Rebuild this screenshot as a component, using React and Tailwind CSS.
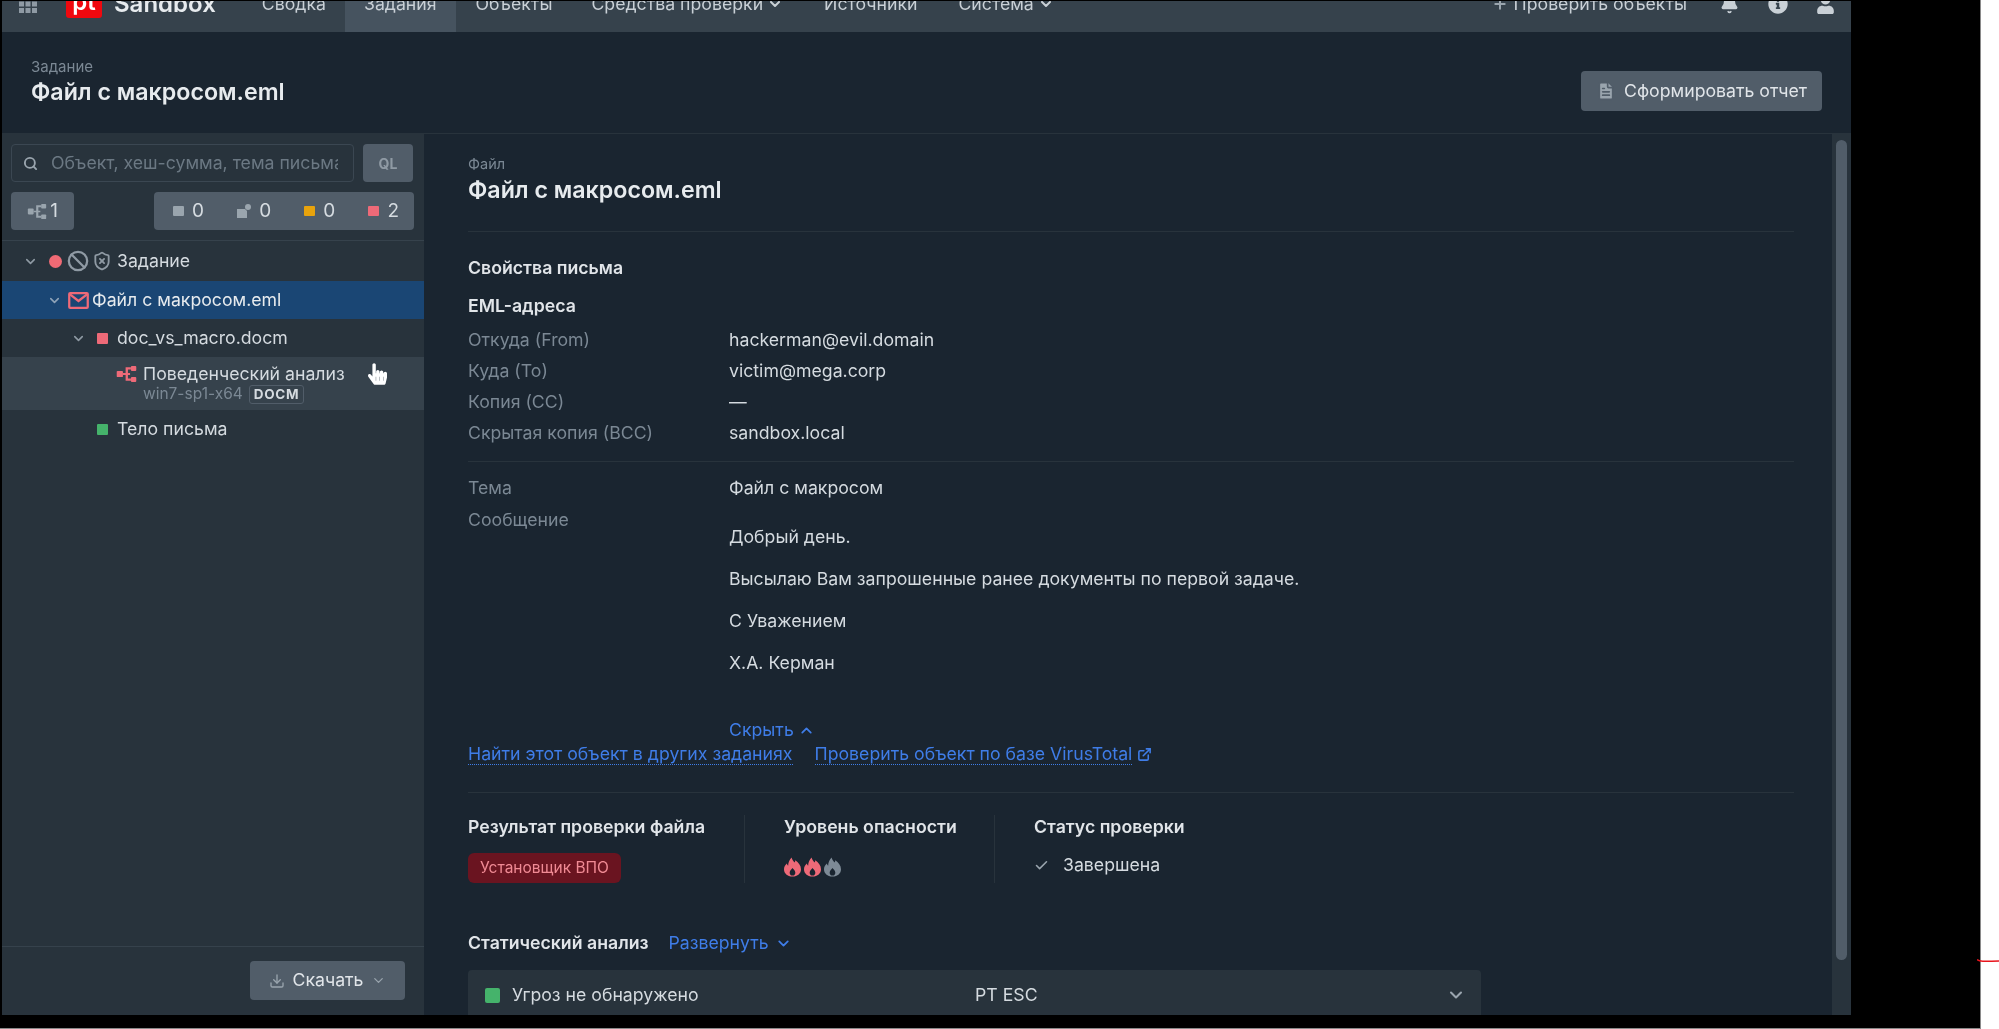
import React from 'react'
import { Ban, Bell, Check, ChevronDown, ChevronUp, ExternalLink, FileText, Plus, Search, ShieldX, Download } from 'lucide-react'
import { FaHandPointer, FaUser, FaInfoCircle } from 'react-icons/fa'

function BranchIcon({ className }) {
    return (
        <svg viewBox="0 0 22 18" className={className} fill="currentColor">
            <rect x="0" y="5.5" width="7" height="7" rx="1" />
            <rect x="16" y="0" width="6" height="5.5" rx="1" />
            <rect x="16" y="12.5" width="6" height="5.5" rx="1" />
            <path d="M7 8h3V1.5h6v2.4h-3.4V8H15v2h-2.4v4.1H16v2.4h-6V10H7z" />
        </svg>
    )
}

function GridIcon({ className }) {
    return (
        <svg viewBox="0 0 18 18" className={className} fill="currentColor">
            <rect x="0" y="0" width="5" height="5" />
            <rect x="6.5" y="0" width="5" height="5" />
            <rect x="13" y="0" width="5" height="5" />
            <rect x="0" y="6.5" width="5" height="5" />
            <rect x="6.5" y="6.5" width="5" height="5" />
            <rect x="13" y="6.5" width="5" height="5" />
            <rect x="0" y="13" width="5" height="5" />
            <rect x="6.5" y="13" width="5" height="5" />
            <rect x="13" y="13" width="5" height="5" />
        </svg>
    )
}

function MailIcon({ className }) {
    return (
        <svg viewBox="0 0 22 18" className={className} fill="none" stroke="currentColor">
            <rect x="1.2" y="1.2" width="19.6" height="15.6" rx="1" strokeWidth="2.4" />
            <path d="M2 2.5l9 7 9-7" strokeWidth="2.4" />
        </svg>
    )
}

function FlameIcon({ className }) {
    return (
        <svg viewBox="0 0 18 20" className={className} fill="currentColor">
            <path fillRule="evenodd" d="M8 0c.6 2.4 1.8 3.8 3.4 5.2.3-.9.5-1.5.5-2.4C15.300 5.200 18 8.300 18 12.300 18 16.700 14.500 20 9 20S0 16.700 0 12.300c0-2.600 1.300-4.500 3-6 .3 1 .6 1.700 1.400 2.300C4.500 5.300 5.800 2.200 8 0zM9 11c-1 1.400-3 2.700-3 5 0 1.400 1 2.500 1.800 3h2.400c.8-.5 1.800-1.600 1.800-3 0-2.300-2-3.600-3-5z" />
        </svg>
    )
}

function NavItem({ label, active, caret, className }) {
    return (
        <div className={`flex h-full items-center gap-1 text-[17.7px] ${active ? 'bg-[#46535f]' : ''} ${className}`}>
            <span>{label}</span>
            {caret && <ChevronDown className="h-4 w-4" strokeWidth={3} />}
        </div>
    )
}

function EmlRow({ label, value }) {
    return (
        <div className="flex h-[31px] items-center text-[17.7px]">
            <span className="w-[261px] text-[#7b8894]">{label}</span>
            <span className="text-[#d5dbe0]">{value}</span>
        </div>
    )
}

function Counter({ children, value }) {
    return (
        <div className="flex items-center gap-[8px]">
            {children}
            <span className="text-[19px] text-[#d5dbe0]">{value}</span>
        </div>
    )
}

export default function App() {
    return (
        <div className="relative flex h-[1029px] w-[1999px] overflow-hidden bg-white font-['Inter',sans-serif]">
            <div className="h-[1029px] w-[1981px] border-r border-b border-[#8a8a8a] bg-black pt-px pl-[2px]">
                <div className="flex h-[1014px] w-[1849px] flex-col overflow-hidden bg-[#1a2530] blur-[0.6px]">
                    <div className="h-[31px] shrink-0 overflow-hidden bg-[#36424c] text-[#c9d0d6]">
                        <div className="-mt-[26px] flex h-[58px] items-center">
                            <GridIcon className="ml-[17px] h-[18px] w-[18px] text-[#8f9aa4]" />
                            <div className="ml-[29px] -mt-[8px] flex h-[36px] w-[36px] items-center justify-center rounded-[3px] bg-[#f0080f] pt-[3px] text-[24px] leading-none font-semibold text-white">pt</div>
                            <span className="ml-[12px] text-[24px] font-semibold text-[#e7ebee]">Sandbox</span>
                            <NavItem label="Сводка" className="ml-[46px]" />
                            <NavItem label="Задания" active className="ml-[19px] px-[19px]" />
                            <NavItem label="Объекты" className="ml-[20px]" />
                            <NavItem label="Средства проверки" caret className="ml-[39px]" />
                            <NavItem label="Источники" className="ml-[41px]" />
                            <NavItem label="Система" caret className="ml-[41px]" />
                            <div className="ml-auto flex items-center gap-[6px] text-[17.7px]">
                                <Plus className="h-4 w-4 text-[#9aa5ae]" strokeWidth={3} />
                                <span>Проверить объекты</span>
                            </div>
                            <Bell className="ml-[33px] h-[19px] w-[19px] fill-[#c9d0d6]" />
                            <FaInfoCircle className="ml-[29px] h-[20px] w-[20px]" />
                            <FaUser className="mr-[16px] ml-[28px] h-[19px] w-[19px]" />
                        </div>
                    </div>

                    <div className="flex h-[102px] shrink-0 items-center justify-between border-b border-[#28333c] pr-[29px] pl-[29px]">
                        <div className="-mt-px">
                            <div className="text-[15px] leading-5 text-[#7b8894]">Задание</div>
                            <div className="text-[23.2px] leading-[30px] font-semibold text-[#e7ebee]">Файл с макросом.eml</div>
                        </div>
                        <div className="mt-[17px] flex h-[40px] w-[241px] items-center justify-center gap-[8px] rounded-[4px] bg-[#515d69] text-[17.7px] text-[#e1e5e9]">
                            <FileText className="h-[20px] w-[20px] fill-[#9aa5ae] text-[#515d69]" />
                            <span>Сформировать отчет</span>
                        </div>
                    </div>

                    <div className="flex min-h-0 flex-1">
                        <div className="flex w-[422px] shrink-0 flex-col bg-[#28333c]">
                            <div className="h-[107px] shrink-0 border-b border-[#36424c] pt-[10px] pr-[10px] pl-[9px]">
                                <div className="flex gap-[9px]">
                                    <div className="flex h-[38px] w-[343px] items-center rounded-[4px] border border-[#3b4752] pl-[11px]">
                                        <Search className="h-[15px] w-[15px] shrink-0 text-[#9aa5ae]" strokeWidth={3} />
                                        <input className="ml-[13px] w-[287px] bg-transparent pt-[1px] text-[17.7px] outline-none placeholder:text-[#6b7883]" placeholder="Объект, хеш-сумма, тема письма" />
                                    </div>
                                    <div className="flex h-[38px] w-[50px] items-center justify-center rounded-[4px] bg-[#515d69] text-[14px] font-bold text-[#8f9aa4]">QL</div>
                                </div>
                                <div className="mt-[10px] flex justify-between">
                                    <div className="flex h-[38px] w-[63px] items-center justify-center gap-[3px] rounded-[4px] bg-[#515d69] text-[19px] text-[#d5dbe0]">
                                        <BranchIcon className="h-[15px] w-[20px] text-[#9aa5ae]" />
                                        <span>1</span>
                                    </div>
                                    <div className="flex h-[38px] w-[260px] items-center justify-between rounded-[4px] bg-[#515d69] pr-[15px] pl-[19px]">
                                        <Counter value="0"><span className="h-[10px] w-[11px] rounded-[1px] bg-[#9aa5ae]" /></Counter>
                                        <Counter value="0">
                                            <svg viewBox="0 0 14 14" className="h-[14px] w-[14px] fill-[#9aa5ae]"><path d="M0 5h8l2 2v7H0z" /><circle cx="11" cy="3" r="3" /></svg>
                                        </Counter>
                                        <Counter value="0"><span className="h-[10px] w-[11px] rounded-[1px] bg-[#e8a30c]" /></Counter>
                                        <Counter value="2"><span className="h-[10px] w-[11px] rounded-[1px] bg-[#ee6a78]" /></Counter>
                                    </div>
                                </div>
                            </div>

                            <div className="flex-1 text-[17.7px] text-[#d5dbe0]">
                                <div className="flex h-[40px] items-center pl-[21px]">
                                    <ChevronDown className="h-[15px] w-[15px] text-[#8f9aa4]" strokeWidth={2.5} />
                                    <span className="ml-[11px] h-[13px] w-[13px] rounded-full bg-[#f06a75]" />
                                    <Ban className="ml-[5px] h-[22px] w-[22px] text-[#8f9aa4]" strokeWidth={2.5} />
                                    <ShieldX className="ml-[3px] h-[20px] w-[20px] text-[#8f9aa4]" strokeWidth={2.2} />
                                    <span className="ml-[5px]">Задание</span>
                                </div>
                                <div className="flex h-[38px] items-center bg-[#1a4674] pl-[45px]">
                                    <ChevronDown className="h-[15px] w-[15px] text-[#8fa3b8]" strokeWidth={2.5} />
                                    <MailIcon className="ml-[6px] h-[17px] w-[21px] text-[#ee6a78]" />
                                    <span className="ml-[3px] text-[#e7ebee]">Файл с макросом.eml</span>
                                </div>
                                <div className="flex h-[38px] items-center pl-[69px]">
                                    <ChevronDown className="h-[15px] w-[15px] text-[#8f9aa4]" strokeWidth={2.5} />
                                    <span className="ml-[11px] h-[11px] w-[11px] rounded-[1px] bg-[#ee6a78]" />
                                    <span className="ml-[9px]">doc_vs_macro.docm</span>
                                </div>
                                <div className="flex h-[53px] bg-[#36424c] pt-[6px] pl-[114px]">
                                    <BranchIcon className="mt-[3px] h-[16px] w-[21px] text-[#ee6a78]" />
                                    <div className="ml-[6px]">
                                        <div className="leading-[21px]">Поведенческий анализ</div>
                                        <div className="flex items-center gap-[6px] text-[15.5px] leading-[20px] text-[#7b8894]">
                                            <span>win7-sp1-x64</span>
                                            <span className="rounded-[3px] border border-[#515d69] px-[4px] text-[13.5px] leading-[17px] font-bold tracking-wider text-[#d5dbe0]">DOCM</span>
                                        </div>
                                    </div>
                                </div>
                                <div className="flex h-[39px] items-center pl-[95px]">
                                    <span className="h-[11px] w-[11px] rounded-[1px] bg-[#45b36b]" />
                                    <span className="ml-[9px]">Тело письма</span>
                                </div>
                            </div>

                            <div className="flex h-[69px] shrink-0 justify-end border-t border-[#36424c] pt-[14px] pr-[19px]">
                                <div className="flex h-[39px] w-[155px] items-center justify-center gap-[8px] rounded-[4px] bg-[#515d69] text-[17.7px] text-[#e1e5e9]">
                                    <Download className="h-[16px] w-[16px] text-[#9aa5ae]" />
                                    <span>Скачать</span>
                                    <ChevronDown className="h-[15px] w-[15px] text-[#9aa5ae]" />
                                </div>
                            </div>
                        </div>

                        <div className="flex min-w-0 flex-1">
                            <div className="min-w-0 flex-1 overflow-hidden pr-[38px] pl-[44px] text-[17.7px] text-[#d5dbe0]">
                                <div className="mt-[20px] text-[14.5px] leading-5 text-[#7b8894]">Файл</div>
                                <div className="mt-[1px] text-[23.2px] leading-[30px] font-semibold text-[#e7ebee]">Файл с макросом.eml</div>
                                <div className="mt-[26px] border-t border-[#28333c]" />
                                <div className="mt-[24px] leading-6 font-semibold text-[#e1e5e9]">Свойства письма</div>
                                <div className="mt-[14px] leading-6 font-semibold text-[#e1e5e9]">EML-адреса</div>
                                <div className="mt-[7px]">
                                    <EmlRow label="Откуда (From)" value="hackerman@evil.domain" />
                                    <EmlRow label="Куда (To)" value="victim@mega.corp" />
                                    <EmlRow label="Копия (CC)" value="—" />
                                    <EmlRow label="Скрытая копия (BCC)" value="sandbox.local" />
                                </div>
                                <div className="mt-[12px] border-t border-[#28333c]" />
                                <div className="mt-[11px]">
                                    <EmlRow label="Тема" value="Файл с макросом" />
                                </div>
                                <div className="flex">
                                    <span className="h-[31px] w-[261px] leading-[31px] text-[#7b8894]">Сообщение</span>
                                    <div className="flex flex-col gap-[18px] pt-[21px] leading-6">
                                        <p>Добрый день.</p>
                                        <p>Высылаю Вам запрошенные ранее документы по первой задаче.</p>
                                        <p>С Уважением</p>
                                        <p>Х.А. Керман</p>
                                    </div>
                                </div>
                                <div className="mt-[43px] flex h-6 items-center gap-[4px] pl-[261px] text-[#3f7de8]">
                                    <span>Скрыть</span>
                                    <ChevronUp className="h-[17px] w-[17px]" strokeWidth={2.5} />
                                </div>
                                <div className="flex h-6 items-center gap-[22px] text-[#3f7de8]">
                                    <span className="border-b border-dotted border-[#3f7de8] leading-[21px]">Найти этот объект в других заданиях</span>
                                    <span className="flex items-center gap-[5px]">
                                        <span className="border-b border-dotted border-[#3f7de8] leading-[21px]">Проверить объект по базе VirusTotal</span>
                                        <ExternalLink className="h-[15px] w-[15px]" strokeWidth={2.5} />
                                    </span>
                                </div>
                                <div className="mt-[26px] border-t border-[#28333c]" />

                                <div className="mt-[22px] flex">
                                    <div className="w-[277px] border-r border-[#28333c]">
                                        <div className="leading-6 font-semibold text-[#e1e5e9]">Результат проверки файла</div>
                                        <div className="mt-[14px] flex h-[30px] w-[153px] items-center justify-center rounded-[6px] bg-[#6a1420] text-[15.5px] text-[#f08a94]">Установщик ВПО</div>
                                    </div>
                                    <div className="w-[250px] border-r border-[#28333c] pl-[39px]">
                                        <div className="leading-6 font-semibold text-[#e1e5e9]">Уровень опасности</div>
                                        <div className="mt-[18px] flex gap-[3px]">
                                            <FlameIcon className="h-[20px] w-[17px] text-[#ee6a78]" />
                                            <FlameIcon className="h-[20px] w-[17px] text-[#ee6a78]" />
                                            <FlameIcon className="h-[20px] w-[17px] text-[#7d8a96]" />
                                        </div>
                                    </div>
                                    <div className="pl-[39px]">
                                        <div className="leading-6 font-semibold text-[#e1e5e9]">Статус проверки</div>
                                        <div className="mt-[14px] flex h-[24px] items-center gap-[14px]">
                                            <Check className="h-[15px] w-[15px] text-[#9aa5ae]" strokeWidth={2.5} />
                                            <span>Завершена</span>
                                        </div>
                                    </div>
                                </div>

                                <div className="mt-[48px] flex h-6 items-center gap-[20px]">
                                    <span className="font-semibold text-[#e1e5e9]">Статический анализ</span>
                                    <span className="flex items-center gap-[6px] text-[#3f7de8]">
                                        Развернуть
                                        <ChevronDown className="h-[17px] w-[17px]" strokeWidth={2.5} />
                                    </span>
                                </div>
                                <div className="mt-[15px] flex h-[50px] w-[1013px] items-center rounded-t-[4px] bg-[#28333c] pr-[15px] pl-[17px]">
                                    <span className="h-[15px] w-[15px] rounded-[2px] bg-[#45b36b]" />
                                    <span className="ml-[12px] w-[463px]">Угроз не обнаружено</span>
                                    <span>PT ESC</span>
                                    <ChevronDown className="ml-auto h-[20px] w-[20px] text-[#9aa5ae]" strokeWidth={2.5} />
                                </div>
                            </div>
                            <div className="w-[19px] shrink-0 bg-[#28333c] pt-[6px] pl-[4px]">
                                <div className="h-[820px] w-[11px] rounded-full bg-[#515d69]" />
                            </div>
                        </div>
                    </div>
                </div>
            </div>
            <FaHandPointer className="absolute top-[363px] left-[368px] h-[22px] w-[19px] text-white" />
            <svg viewBox="0 0 22 6" className="absolute top-[958px] left-[1977px] h-[6px] w-[22px]" fill="none" stroke="#e8141c" strokeWidth="1.5">
                <path d="M0 1.5C2 3.5 6 3.5 22 3" />
            </svg>
        </div>
    )
}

☆ ☆ ☆ ☆

## WHAT IS NEEDED
Print the data above verbatim from the first line through the line holding "FaHandPointer, FaUser, FaInfoCircle", leaving every picture out.

## RESPONSE TO THE TASK
Rebuild this screenshot as a component, using React and Tailwind CSS.
import React from 'react'
import { Ban, Bell, Check, ChevronDown, ChevronUp, ExternalLink, FileText, Plus, Search, ShieldX, Download } from 'lucide-react'
import { FaHandPointer, FaUser, FaInfoCircle } from 'react-icons/fa'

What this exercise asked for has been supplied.